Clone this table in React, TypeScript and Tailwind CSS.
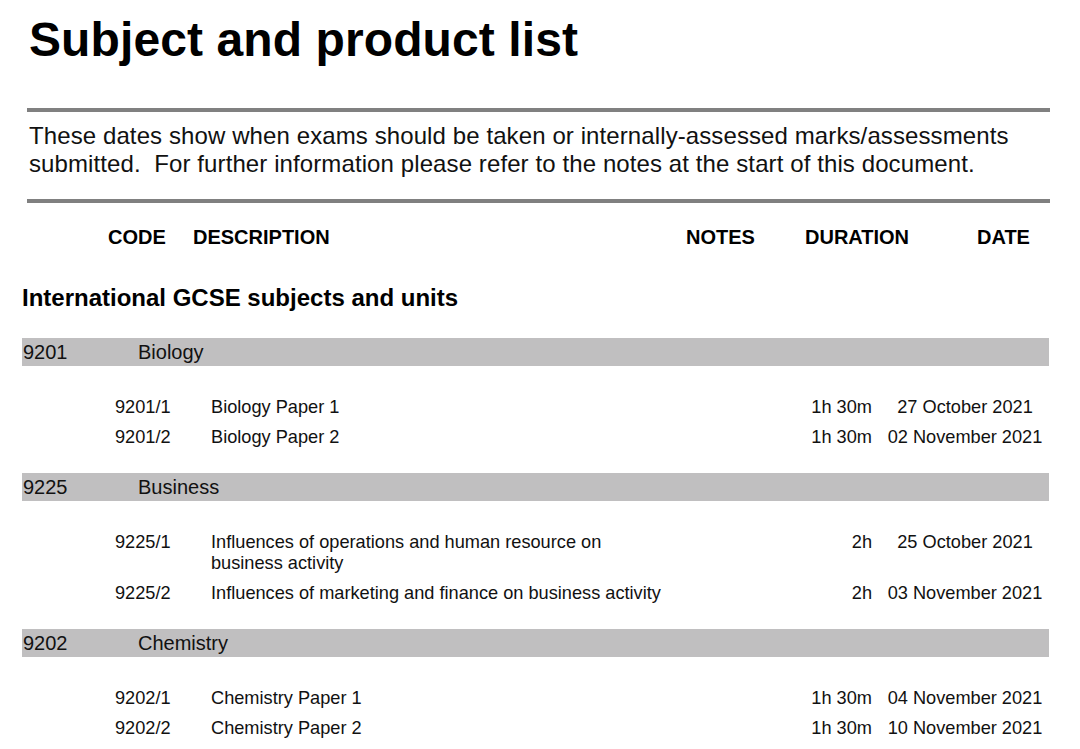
import React from "react";

type Unit = { code: string; desc: string; dur: string; date: string };
type Subject = { code: string; name: string; units: Unit[] };

const subjects: Subject[] = [
  {
    code: "9201",
    name: "Biology",
    units: [
      { code: "9201/1", desc: "Biology Paper 1", dur: "1h 30m", date: "27 October 2021" },
      { code: "9201/2", desc: "Biology Paper 2", dur: "1h 30m", date: "02 November 2021" },
    ],
  },
  {
    code: "9225",
    name: "Business",
    units: [
      {
        code: "9225/1",
        desc: "Influences of operations and human resource on business activity",
        dur: "2h",
        date: "25 October 2021",
      },
      {
        code: "9225/2",
        desc: "Influences of marketing and finance on business activity",
        dur: "2h",
        date: "03 November 2021",
      },
    ],
  },
  {
    code: "9202",
    name: "Chemistry",
    units: [
      { code: "9202/1", desc: "Chemistry Paper 1", dur: "1h 30m", date: "04 November 2021" },
      { code: "9202/2", desc: "Chemistry Paper 2", dur: "1h 30m", date: "10 November 2021" },
    ],
  },
];

export default function App() {
  return (
    <div
      className="w-[1080px] h-[749px] overflow-hidden bg-white text-[#111]"
      style={{ fontFamily: '"Liberation Sans", Arial, sans-serif' }}
    >
      <h1 className="pl-[29px] pt-[16px] text-[48px] leading-[48px] font-bold tracking-[0.1px] text-black">
        Subject and product list
      </h1>
      <div className="ml-[27px] mr-[30px] mt-[44px] h-[4px] bg-[#808080]" />
      <p className="pl-[29px] mt-[10px] text-[24px] leading-[28px] tracking-[0.1px]">
        These dates show when exams should be taken or internally-assessed marks/assessments
        <br />
        submitted.{"\u00a0"} For further information please refer to the notes at the start of this document.
      </p>
      <div className="ml-[27px] mr-[30px] mt-[21px] h-[4px] bg-[#808080]" />

      <div className="flex pl-[108px] mt-[22px] text-[20px] leading-[24px] font-bold text-black">
        <div className="w-[85px]">CODE</div>
        <div className="w-[493px]">DESCRIPTION</div>
        <div className="w-[119px]">NOTES</div>
        <div className="w-[172px]">DURATION</div>
        <div>DATE</div>
      </div>

      <h2 className="pl-[22px] mt-[35px] text-[24px] leading-[28px] font-bold text-black">
        International GCSE subjects and units
      </h2>

      <div className="mt-[26px] flex flex-col">
        {subjects.map((s, si) => (
          <div key={s.code} className={si === 0 ? "" : "mt-[21px]"}>
            <div className="ml-[22px] w-[1027px] h-[28px] bg-[#c0bfc0] flex items-center text-[20px] leading-[28px]">
              <div className="w-[116px] pl-[1px]">{s.code}</div>
              <div>{s.name}</div>
            </div>
            <div className="mt-[26px] flex flex-col text-[18.2px] leading-[21px]">
              {s.units.map((u) => (
                <div key={u.code} className="flex items-start py-[4.5px] pl-[115px]">
                  <div className="w-[96px]">{u.code}</div>
                  <div className="w-[458px]">{u.desc}</div>
                  <div className="w-[103px]" />
                  <div className="w-[100px] text-right">{u.dur}</div>
                  <div className="w-[8px]" />
                  <div className="w-[170px] text-center">{u.date}</div>
                </div>
              ))}
            </div>
          </div>
        ))}
      </div>
    </div>
  );
}
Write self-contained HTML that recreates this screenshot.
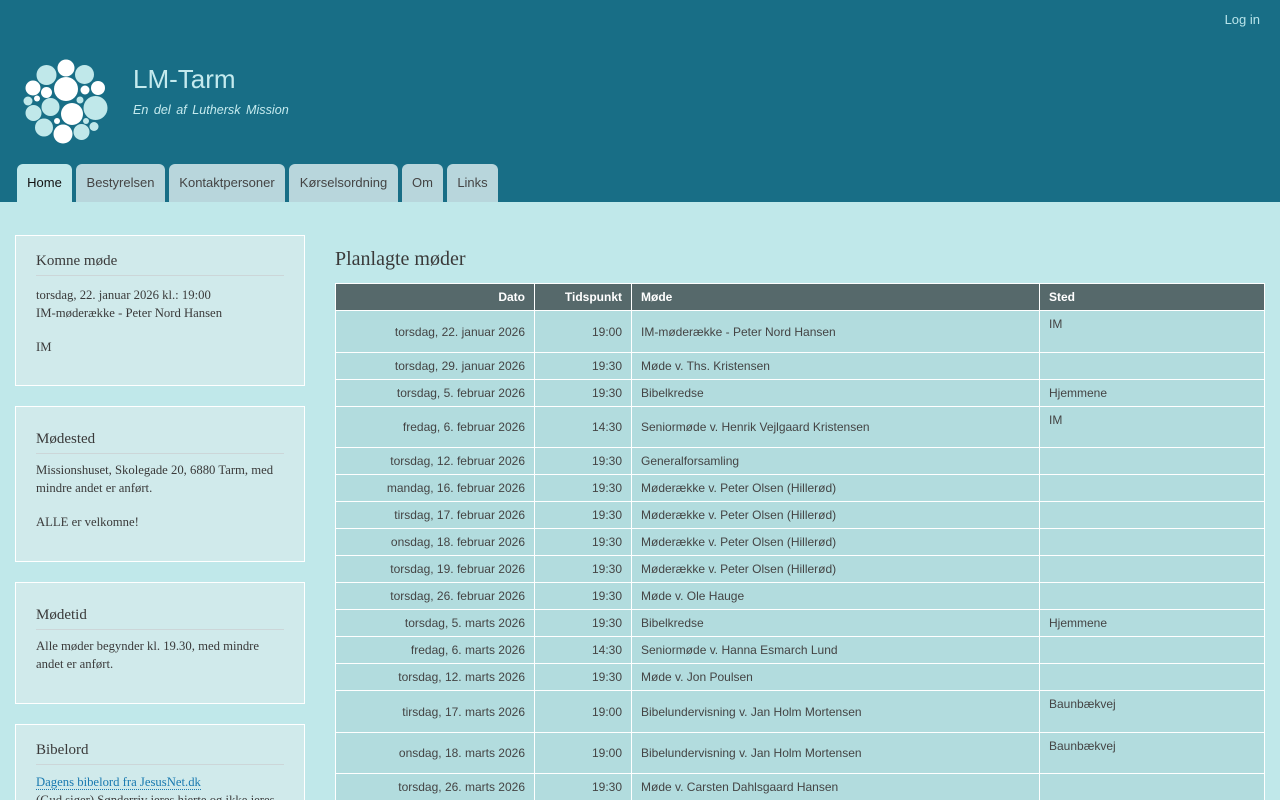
<!DOCTYPE html>
<html><head><meta charset="utf-8">
<style>
*{box-sizing:border-box;margin:0;padding:0}
html,body{width:1280px;height:800px;overflow:hidden}
body{background:#c0e8ea;font-family:"Liberation Sans",sans-serif;position:relative}
#hdr{position:absolute;left:0;top:0;width:1280px;height:202px;background:#186e86}
#login{position:absolute;right:20px;top:12px;font-size:13px;color:#b8e4ea}
#logo{position:absolute;left:0;top:0}
#title{position:absolute;left:133px;top:64px;font-size:26px;color:#c4eaee}
#slogan{position:absolute;left:133px;top:103px;font-size:12.6px;font-style:italic;color:#c4eaee;word-spacing:2px}
.tab{position:absolute;top:164px;height:38px;background:#b8d6dc;border-radius:6px 6px 0 0;font-size:13px;color:#444;text-align:center;line-height:37px}
.tab.act{background:#c0e8ea;color:#111}
.box{position:absolute;left:15px;width:290px;background:#d0eaeb;border:1px solid #fff;padding:15px 20px 0 20px;font-family:"Liberation Serif",serif;color:#3a3a3a}
.box h2{font-size:15px;font-weight:normal;line-height:20px;padding-bottom:4px;border-bottom:1px solid #ccd6d8}
.box p{font-size:12.7px;line-height:18px;margin-top:9px}
.box p+p{margin-top:16px}
.box a{color:#1a7ab0;text-decoration:none;border-bottom:1px dotted #1a7ab0}
#ph{position:absolute;left:335px;top:248px;font-family:"Liberation Serif",serif;font-size:20px;color:#3a3a3a;font-weight:normal}
table{position:absolute;left:335px;top:283px;width:930px;border-collapse:collapse;font-size:12px;color:#444}
td,th{border:1px solid #fff;padding:0 9px;background:#b2dcde}
th{background:#56696b;color:#fff;height:27px;font-weight:bold}
.r{text-align:right}.l{text-align:left}
td.t{vertical-align:top;padding-top:6px}
tr.n td{height:27px}
</style></head><body>
<div id="hdr">
<div id="login">Log in</div>
<svg id="logo" width="120" height="150">
<g fill="#fff">
<circle cx="66" cy="68" r="8.5"/><circle cx="33" cy="88" r="7.5"/><circle cx="66" cy="89" r="12"/><circle cx="46.5" cy="92.5" r="5.5"/><circle cx="85" cy="90" r="4.5"/><circle cx="98" cy="88" r="7"/><circle cx="37" cy="98.5" r="3"/><circle cx="72" cy="114" r="11"/><circle cx="57" cy="121" r="3"/><circle cx="63" cy="134" r="9.5"/>
</g>
<g fill="#c0e8ea">
<circle cx="46.5" cy="75" r="10"/><circle cx="84.5" cy="74.5" r="9.5"/><circle cx="28" cy="101" r="4.5"/><circle cx="50.5" cy="107" r="9"/><circle cx="80" cy="100" r="3.5"/><circle cx="95.5" cy="108" r="12"/><circle cx="33.5" cy="113" r="8"/><circle cx="86" cy="121" r="3"/><circle cx="44" cy="127.5" r="9"/><circle cx="81.5" cy="132" r="8"/><circle cx="94" cy="126.5" r="4.5"/>
</g></svg>
<div id="title">LM-Tarm</div>
<div id="slogan">En del af Luthersk Mission</div>
<div class="tab act" style="left:17px;width:55px">Home</div>
<div class="tab" style="left:76px;width:89px">Bestyrelsen</div>
<div class="tab" style="left:169px;width:116px">Kontaktpersoner</div>
<div class="tab" style="left:289px;width:109px">Kørselsordning</div>
<div class="tab" style="left:402px;width:41px">Om</div>
<div class="tab" style="left:447px;width:51px">Links</div>
</div>

<div class="box" style="top:235px;height:151px"><h2>Komne møde</h2><p style="margin-top:10px">torsdag, 22. januar 2026 kl.: 19:00<br>IM-møderække - Peter Nord Hansen</p><p>IM</p></div>
<div class="box" style="top:406px;height:156px;padding-top:22px"><h2>Mødested</h2><p style="margin-top:7px">Missionshuset, Skolegade 20, 6880 Tarm, med mindre andet er anført.</p><p>ALLE er velkomne!</p></div>
<div class="box" style="top:582px;height:122px;padding-top:22px"><h2>Mødetid</h2><p style="margin-top:7px">Alle møder begynder kl. 19.30, med mindre andet er anført.</p></div>
<div class="box" style="top:724px;height:120px;padding-top:15px"><h2>Bibelord</h2><p style="margin-top:8px"><a>Dagens bibelord fra JesusNet.dk</a><br>(Gud siger) Sønderriv jeres hjerte og ikke jeres klæder</p></div>

<h1 id="ph">Planlagte møder</h1>
<table>
<tr><th class="r" style="width:199px">Dato</th><th class="r" style="width:97px">Tidspunkt</th><th class="l" style="width:408px">Møde</th><th class="l">Sted</th></tr>
<tr style="height:42px"><td class="r">torsdag, 22. januar 2026</td><td class="r">19:00</td><td>IM-møderække - Peter Nord Hansen</td><td class="t">IM</td></tr>
<tr class="n"><td class="r">torsdag, 29. januar 2026</td><td class="r">19:30</td><td>Møde v. Ths. Kristensen</td><td></td></tr>
<tr class="n"><td class="r">torsdag, 5. februar 2026</td><td class="r">19:30</td><td>Bibelkredse</td><td>Hjemmene</td></tr>
<tr style="height:41px"><td class="r">fredag, 6. februar 2026</td><td class="r">14:30</td><td>Seniormøde v. Henrik Vejlgaard Kristensen</td><td class="t">IM</td></tr>
<tr class="n"><td class="r">torsdag, 12. februar 2026</td><td class="r">19:30</td><td>Generalforsamling</td><td></td></tr>
<tr class="n"><td class="r">mandag, 16. februar 2026</td><td class="r">19:30</td><td>Møderække v. Peter Olsen (Hillerød)</td><td></td></tr>
<tr class="n"><td class="r">tirsdag, 17. februar 2026</td><td class="r">19:30</td><td>Møderække v. Peter Olsen (Hillerød)</td><td></td></tr>
<tr class="n"><td class="r">onsdag, 18. februar 2026</td><td class="r">19:30</td><td>Møderække v. Peter Olsen (Hillerød)</td><td></td></tr>
<tr class="n"><td class="r">torsdag, 19. februar 2026</td><td class="r">19:30</td><td>Møderække v. Peter Olsen (Hillerød)</td><td></td></tr>
<tr class="n"><td class="r">torsdag, 26. februar 2026</td><td class="r">19:30</td><td>Møde v. Ole Hauge</td><td></td></tr>
<tr class="n"><td class="r">torsdag, 5. marts 2026</td><td class="r">19:30</td><td>Bibelkredse</td><td>Hjemmene</td></tr>
<tr class="n"><td class="r">fredag, 6. marts 2026</td><td class="r">14:30</td><td>Seniormøde v. Hanna Esmarch Lund</td><td></td></tr>
<tr class="n"><td class="r">torsdag, 12. marts 2026</td><td class="r">19:30</td><td>Møde v. Jon Poulsen</td><td></td></tr>
<tr style="height:42px"><td class="r">tirsdag, 17. marts 2026</td><td class="r">19:00</td><td>Bibelundervisning v. Jan Holm Mortensen</td><td class="t">Baunbækvej</td></tr>
<tr style="height:41px"><td class="r">onsdag, 18. marts 2026</td><td class="r">19:00</td><td>Bibelundervisning v. Jan Holm Mortensen</td><td class="t">Baunbækvej</td></tr>
<tr class="n"><td class="r">torsdag, 26. marts 2026</td><td class="r">19:30</td><td>Møde v. Carsten Dahlsgaard Hansen</td><td></td></tr>
</table>
</body></html>
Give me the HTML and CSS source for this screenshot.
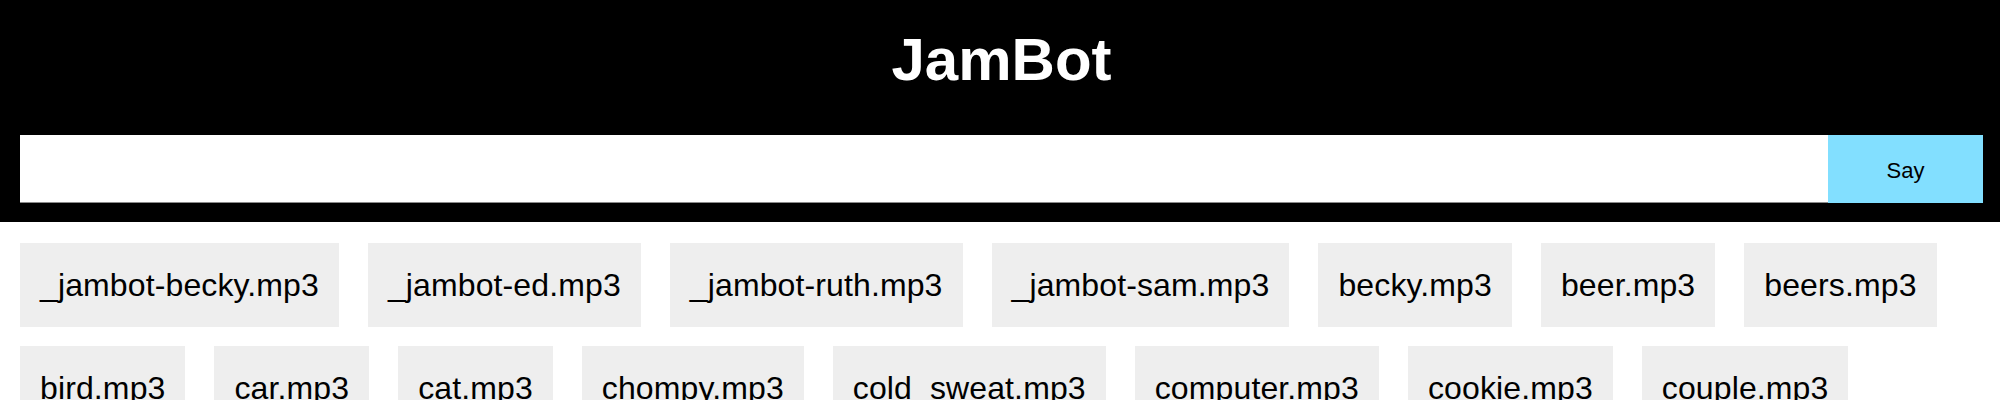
FILE: index.html
```html
<!DOCTYPE html>
<html lang="en">
<head>
<meta charset="utf-8">
<title>JamBot</title>
<link rel="stylesheet" href="styles.css">
</head>
<body>
<header class="top">
  <h1 class="title">JamBot</h1>
  <form class="say-form">
    <input class="say-input" type="text" aria-label="Message">
    <button class="say-btn" type="button">Say</button>
  </form>
</header>
<main class="sounds">
  <button class="sound" type="button">_jambot-becky.mp3</button>
  <button class="sound" type="button">_jambot-ed.mp3</button>
  <button class="sound" type="button">_jambot-ruth.mp3</button>
  <button class="sound" type="button">_jambot-sam.mp3</button>
  <button class="sound" type="button">becky.mp3</button>
  <button class="sound" type="button">beer.mp3</button>
  <button class="sound" type="button">beers.mp3</button>
  <button class="sound" type="button">bird.mp3</button>
  <button class="sound" type="button">car.mp3</button>
  <button class="sound" type="button">cat.mp3</button>
  <button class="sound" type="button">chompy.mp3</button>
  <button class="sound" type="button">cold_sweat.mp3</button>
  <button class="sound" type="button">computer.mp3</button>
  <button class="sound" type="button">cookie.mp3</button>
  <button class="sound" type="button">couple.mp3</button>
</main>
</body>
</html>
```
FILE: styles.css
```css
html, body {
  margin: 0;
  padding: 0;
  background: #fff;
  overflow: hidden;
}

body {
  font-family: "Comic Sans MS", "Liberation Sans", sans-serif;
  color: #000;
}

.top {
  background: #000;
  padding: 18px 17px 19px 20px;
}

.title {
  margin: 0 0 33px;
  font-size: 60px;
  line-height: 84px;
  font-weight: bold;
  color: #fff;
  text-align: center;
}

.say-form {
  display: flex;
  height: 68px;
  margin: 0;
}

.say-input {
  flex: 1;
  min-width: 0;
  border: 0;
  border-bottom: 1px solid #8a8a8a;
  background: #fff;
  padding: 0 12px;
  font-family: inherit;
  font-size: 24px;
  outline: none;
}

.say-btn {
  width: 155px;
  border: 0;
  background: #82dfff;
  color: #000;
  font-family: inherit;
  font-size: 22px;
  padding: 4px 0 0;
  cursor: pointer;
}

.sounds {
  display: flex;
  flex-wrap: wrap;
  align-items: flex-start;
  gap: 19px 29px;
  padding: 21px 20px;
}

.sound {
  background: #eeeeee;
  border: 0;
  margin: 0;
  padding: 20px;
  font-family: inherit;
  font-size: 32px;
  line-height: 44px;
  letter-spacing: 0.12px;
  color: #000;
  cursor: pointer;
}
```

++++++++

What you are asked to do:
Identify lines with the string "table". Copy each one.

Complete response:
Clone this table in React, TypeScript and Tailwind CSS.
table{position:absolute;left:335px;top:283px;width:930px;border-collapse:collapse;font-size:12px;color:#444}
<table>
</table>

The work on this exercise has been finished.